The big local story this week was on Tuesday, when former JEA Board Chairman Tom Petway said customers of the 50-year-old municipal Jacksonville utility might be better off under a privatized model.
Jacksonville City Council members — such as Matt Schellenberg and Garrett Dennis — were open to the idea, while Jacksonville Mayor Lenny Curry framed it as a “simple request” to “explore the value” of that public asset.
“As a reform-minded mayor, I welcome this challenge and will work with City Council leadership to answer these questions,” Curry asserted Tuesday.
At a press availability Wednesday, Curry further discussed the audacious proposal by one of his staunchest political supporters.
“[Petway and] I’ve had abstract conversations about challenging the utility to think big,” Curry said. “Numerous times.”
“I’ve been about reform, challenge, changing the status quo,” Curry added. “And he certainly challenged the organization to think big yesterday.”
“What needs to happen is a fair look at that, an independent look at that,” he continued. “He challenged the organization to do just that. That’s what’s fair to taxpayers, fair to ratepayers, and we’ll see where that leads.”
As we noted yesterday, discussions of privatization have happened before. In 2007 and 2012, there wasn’t political appetite for such.
Next year may be a different story. A hallmark of Curry’s first term in office has been reform, including pension reform, as well as reform of the city’s children’s services organizations and reinstitution of the city’s Neighborhoods Department — All of which were driven by the Curry’s office.

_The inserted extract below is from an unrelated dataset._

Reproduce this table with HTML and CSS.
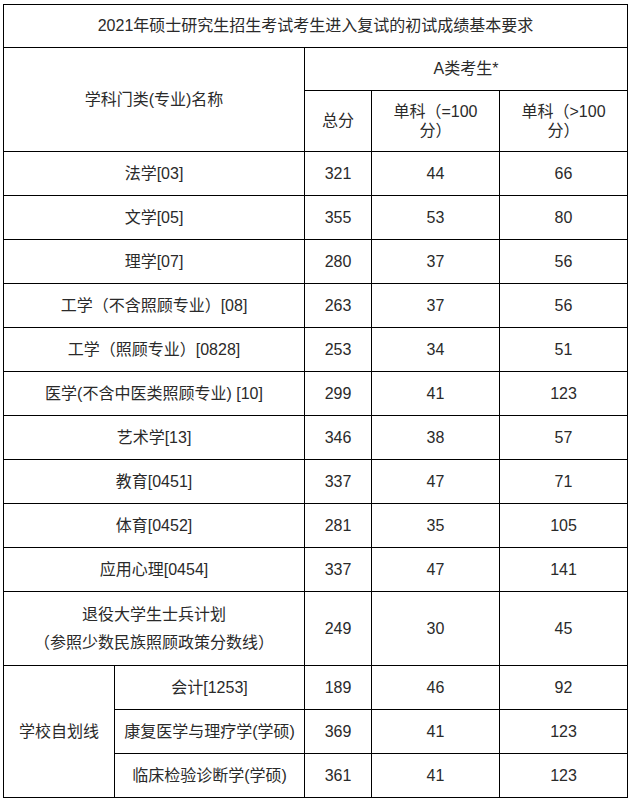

Council members have pushed their own reform measures; the expansion of the city’s Human Rights Ordinance to include LGBT people this year was driven by Council co-sponsors, and in that case the Mayor’s Office demurred from taking an overt position on the legislation.
However, it is clear that in this instance it will be incumbent on Curry’s shop to frame the narrative and build consensus.
The city has dealt with hurricanes and power outages in each of the last two years, and both situations brought scrutiny to JEA. However, much of the state — including areas serviced by Florida Power and Light and Duke Energy — dealt with power outages that lasted weeks.
Mayor Curry noted that Petway was a “successful businessman and a civic servant long before anybody knew who [Curry] was,” adding that Petway “has served this city and community in so many ways,” including “filling the role” at JEA after Curry reconfigured the JEA Board in 2015.
While Curry hasn’t put his official imprimatur on the potential privatization of the local utility, what is clear is that he and his operation are not averse to the dialogue and a review of positives and negatives of such a move.